Start of Information supplied
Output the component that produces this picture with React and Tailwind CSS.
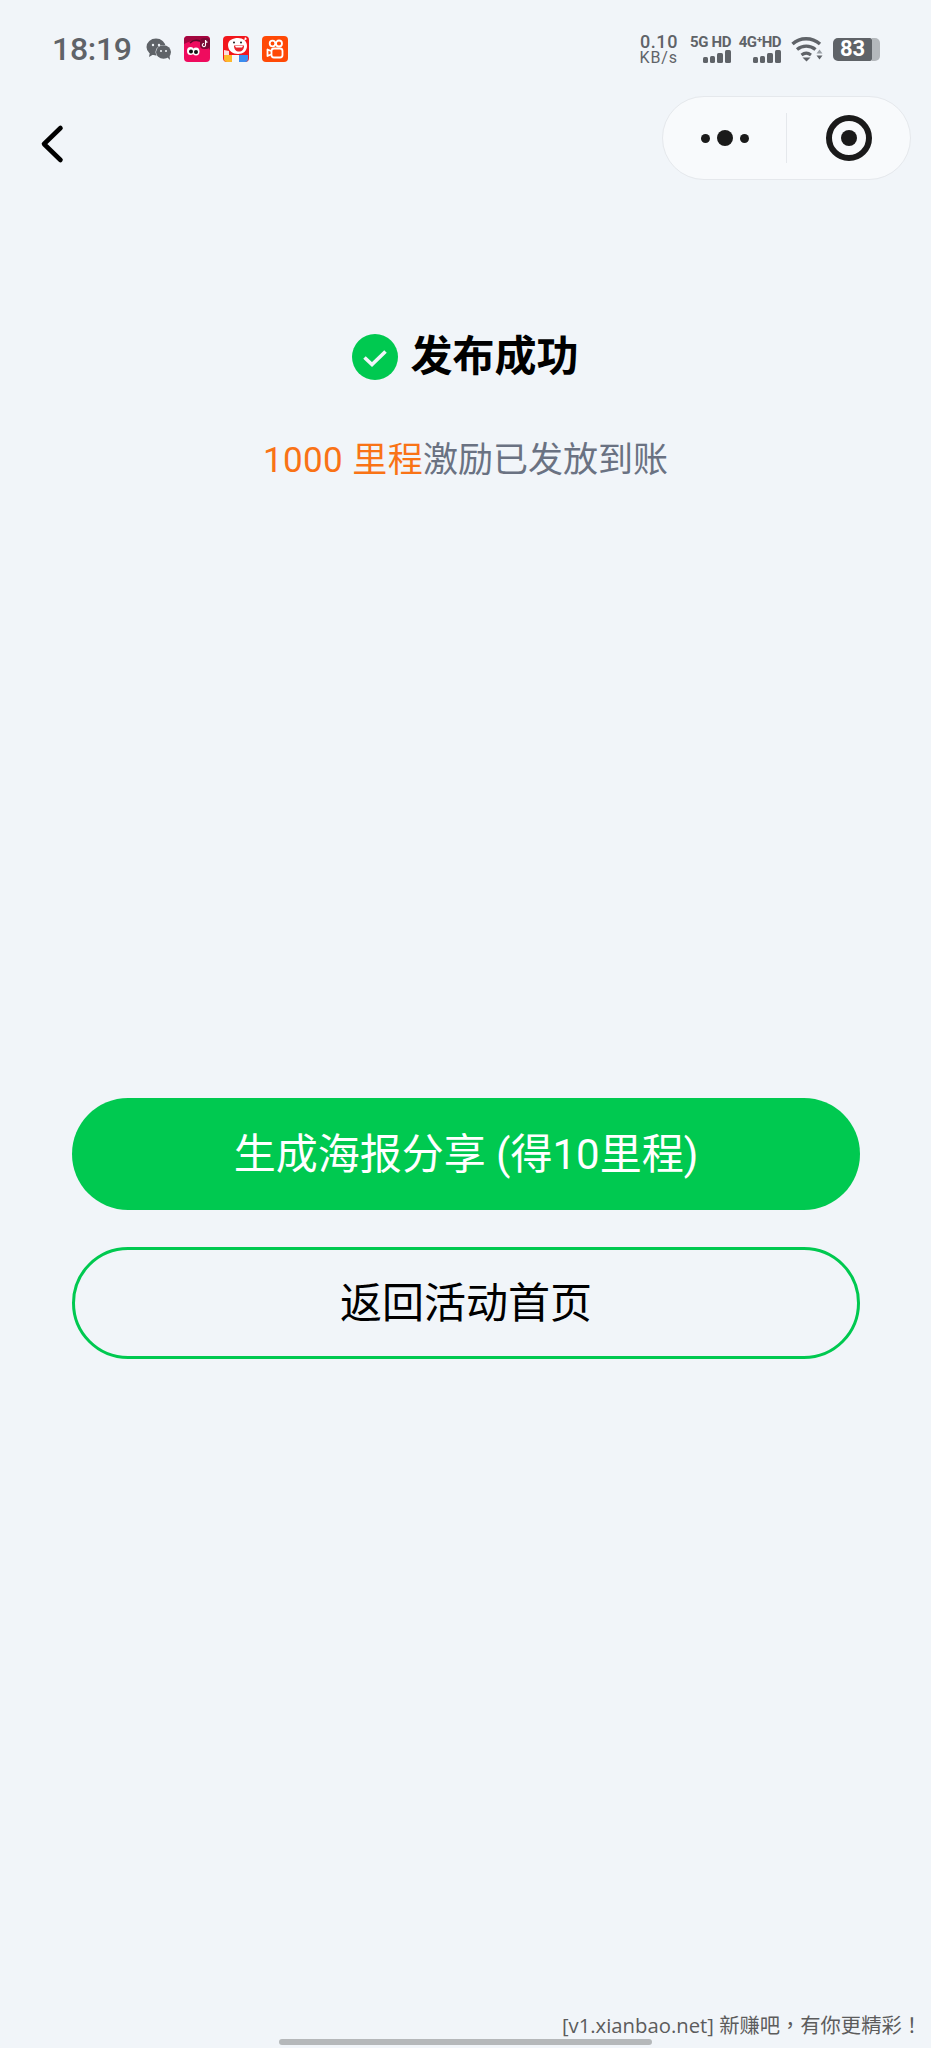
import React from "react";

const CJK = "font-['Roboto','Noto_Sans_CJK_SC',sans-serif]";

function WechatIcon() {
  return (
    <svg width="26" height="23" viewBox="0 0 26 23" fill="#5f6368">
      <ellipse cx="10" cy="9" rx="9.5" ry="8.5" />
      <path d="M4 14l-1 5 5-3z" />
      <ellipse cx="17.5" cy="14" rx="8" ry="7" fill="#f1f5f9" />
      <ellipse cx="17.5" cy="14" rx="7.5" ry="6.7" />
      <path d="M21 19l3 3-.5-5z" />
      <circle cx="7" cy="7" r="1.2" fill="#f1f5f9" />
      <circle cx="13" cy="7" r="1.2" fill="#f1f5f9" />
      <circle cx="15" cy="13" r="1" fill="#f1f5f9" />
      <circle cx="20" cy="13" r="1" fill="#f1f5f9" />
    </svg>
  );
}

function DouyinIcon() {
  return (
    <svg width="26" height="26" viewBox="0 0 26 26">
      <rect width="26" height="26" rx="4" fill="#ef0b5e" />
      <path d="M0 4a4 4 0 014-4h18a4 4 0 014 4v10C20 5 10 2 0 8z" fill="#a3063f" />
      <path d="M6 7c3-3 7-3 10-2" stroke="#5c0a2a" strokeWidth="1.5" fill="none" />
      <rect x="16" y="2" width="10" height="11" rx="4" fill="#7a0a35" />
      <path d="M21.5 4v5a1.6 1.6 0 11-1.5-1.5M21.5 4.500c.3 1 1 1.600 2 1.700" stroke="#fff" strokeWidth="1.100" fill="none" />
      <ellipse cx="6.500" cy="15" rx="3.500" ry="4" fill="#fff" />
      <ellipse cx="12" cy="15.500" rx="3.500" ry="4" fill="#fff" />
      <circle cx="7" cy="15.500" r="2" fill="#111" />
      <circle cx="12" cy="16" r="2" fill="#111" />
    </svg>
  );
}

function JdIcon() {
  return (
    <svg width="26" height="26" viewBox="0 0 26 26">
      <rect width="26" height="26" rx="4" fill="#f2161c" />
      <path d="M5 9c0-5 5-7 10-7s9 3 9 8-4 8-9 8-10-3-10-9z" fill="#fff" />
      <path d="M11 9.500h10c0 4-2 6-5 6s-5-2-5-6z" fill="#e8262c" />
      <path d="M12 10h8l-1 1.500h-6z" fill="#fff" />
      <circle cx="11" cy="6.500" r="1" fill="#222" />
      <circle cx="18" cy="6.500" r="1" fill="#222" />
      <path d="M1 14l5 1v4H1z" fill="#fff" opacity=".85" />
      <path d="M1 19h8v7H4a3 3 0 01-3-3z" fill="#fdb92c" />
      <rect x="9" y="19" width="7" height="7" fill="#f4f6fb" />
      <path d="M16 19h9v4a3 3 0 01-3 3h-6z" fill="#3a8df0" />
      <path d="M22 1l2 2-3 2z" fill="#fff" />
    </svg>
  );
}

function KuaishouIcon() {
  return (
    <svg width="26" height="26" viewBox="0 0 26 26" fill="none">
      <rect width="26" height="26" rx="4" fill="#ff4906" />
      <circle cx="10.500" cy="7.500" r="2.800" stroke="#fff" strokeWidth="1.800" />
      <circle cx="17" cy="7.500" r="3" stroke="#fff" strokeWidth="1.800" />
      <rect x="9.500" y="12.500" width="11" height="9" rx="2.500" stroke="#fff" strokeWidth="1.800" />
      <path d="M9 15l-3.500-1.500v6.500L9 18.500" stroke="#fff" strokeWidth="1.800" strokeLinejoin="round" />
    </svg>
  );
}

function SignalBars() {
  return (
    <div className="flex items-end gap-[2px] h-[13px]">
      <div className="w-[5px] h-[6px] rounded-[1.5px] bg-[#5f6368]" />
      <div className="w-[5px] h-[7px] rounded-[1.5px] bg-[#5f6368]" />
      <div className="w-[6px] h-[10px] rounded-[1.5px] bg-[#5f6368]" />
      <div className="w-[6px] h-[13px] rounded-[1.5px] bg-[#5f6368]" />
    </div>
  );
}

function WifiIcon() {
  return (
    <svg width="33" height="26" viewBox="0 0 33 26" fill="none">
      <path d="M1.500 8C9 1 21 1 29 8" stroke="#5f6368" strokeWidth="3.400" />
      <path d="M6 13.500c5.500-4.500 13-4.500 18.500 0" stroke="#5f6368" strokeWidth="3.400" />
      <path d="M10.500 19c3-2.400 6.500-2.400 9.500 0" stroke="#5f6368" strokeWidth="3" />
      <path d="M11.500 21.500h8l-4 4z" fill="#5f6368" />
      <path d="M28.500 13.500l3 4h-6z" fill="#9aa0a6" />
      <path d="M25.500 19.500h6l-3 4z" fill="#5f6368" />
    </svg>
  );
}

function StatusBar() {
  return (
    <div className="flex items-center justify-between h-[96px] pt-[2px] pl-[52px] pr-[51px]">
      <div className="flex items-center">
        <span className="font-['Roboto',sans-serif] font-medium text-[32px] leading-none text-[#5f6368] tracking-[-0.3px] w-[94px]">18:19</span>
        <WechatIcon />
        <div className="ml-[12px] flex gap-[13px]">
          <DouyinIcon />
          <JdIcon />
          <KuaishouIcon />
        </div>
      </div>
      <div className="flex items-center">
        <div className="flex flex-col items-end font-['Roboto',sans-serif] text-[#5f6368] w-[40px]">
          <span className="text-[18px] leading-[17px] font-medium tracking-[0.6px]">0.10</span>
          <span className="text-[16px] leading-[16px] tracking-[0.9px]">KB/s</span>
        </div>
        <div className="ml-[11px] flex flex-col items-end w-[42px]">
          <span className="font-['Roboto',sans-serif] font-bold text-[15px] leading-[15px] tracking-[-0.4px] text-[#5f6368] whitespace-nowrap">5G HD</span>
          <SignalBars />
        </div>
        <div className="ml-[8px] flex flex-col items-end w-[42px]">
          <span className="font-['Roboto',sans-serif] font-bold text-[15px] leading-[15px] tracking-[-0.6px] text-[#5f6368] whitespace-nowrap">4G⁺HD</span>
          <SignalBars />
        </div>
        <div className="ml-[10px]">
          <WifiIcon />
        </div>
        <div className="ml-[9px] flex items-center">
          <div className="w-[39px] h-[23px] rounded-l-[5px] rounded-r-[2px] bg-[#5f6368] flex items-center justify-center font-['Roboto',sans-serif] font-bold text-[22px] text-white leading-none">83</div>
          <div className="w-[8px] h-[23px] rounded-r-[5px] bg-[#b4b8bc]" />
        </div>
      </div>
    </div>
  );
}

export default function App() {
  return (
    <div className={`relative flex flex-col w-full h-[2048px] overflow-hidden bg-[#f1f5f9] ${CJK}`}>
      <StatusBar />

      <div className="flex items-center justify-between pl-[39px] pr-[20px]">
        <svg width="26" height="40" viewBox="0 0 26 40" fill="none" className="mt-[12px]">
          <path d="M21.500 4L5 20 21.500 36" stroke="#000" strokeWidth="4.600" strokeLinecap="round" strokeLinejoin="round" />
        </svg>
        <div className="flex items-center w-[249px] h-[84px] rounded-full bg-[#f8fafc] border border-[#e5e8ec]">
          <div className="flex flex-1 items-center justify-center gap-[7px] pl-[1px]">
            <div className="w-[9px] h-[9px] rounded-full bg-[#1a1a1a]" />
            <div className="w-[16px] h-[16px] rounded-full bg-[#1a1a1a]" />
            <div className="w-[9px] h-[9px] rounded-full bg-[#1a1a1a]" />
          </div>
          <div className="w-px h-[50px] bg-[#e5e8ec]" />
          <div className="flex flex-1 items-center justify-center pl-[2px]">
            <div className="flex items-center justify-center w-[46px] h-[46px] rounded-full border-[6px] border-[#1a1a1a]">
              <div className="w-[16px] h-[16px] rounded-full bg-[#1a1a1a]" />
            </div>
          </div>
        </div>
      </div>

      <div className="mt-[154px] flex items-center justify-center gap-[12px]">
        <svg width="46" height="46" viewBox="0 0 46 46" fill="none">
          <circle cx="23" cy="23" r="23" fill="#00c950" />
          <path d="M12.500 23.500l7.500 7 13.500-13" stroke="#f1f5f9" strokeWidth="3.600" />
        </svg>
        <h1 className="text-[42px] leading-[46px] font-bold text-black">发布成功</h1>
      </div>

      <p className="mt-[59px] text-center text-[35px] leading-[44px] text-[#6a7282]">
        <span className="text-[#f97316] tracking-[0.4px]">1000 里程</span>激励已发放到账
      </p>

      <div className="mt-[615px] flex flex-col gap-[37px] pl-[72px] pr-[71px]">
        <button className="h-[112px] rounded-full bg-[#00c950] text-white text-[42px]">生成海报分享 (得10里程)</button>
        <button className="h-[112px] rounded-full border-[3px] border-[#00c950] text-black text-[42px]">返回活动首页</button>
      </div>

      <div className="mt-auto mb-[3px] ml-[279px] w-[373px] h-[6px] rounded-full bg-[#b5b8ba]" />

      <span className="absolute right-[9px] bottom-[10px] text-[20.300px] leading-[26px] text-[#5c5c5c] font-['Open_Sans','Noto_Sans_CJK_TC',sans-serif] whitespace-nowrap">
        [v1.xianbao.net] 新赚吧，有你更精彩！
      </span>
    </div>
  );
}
End of Information supplied
| Task directions |
Which lines of the data above contain "React"? Copy each one.

| Result for this task |
Output the component that produces this picture with React and Tailwind CSS.
import React from "react";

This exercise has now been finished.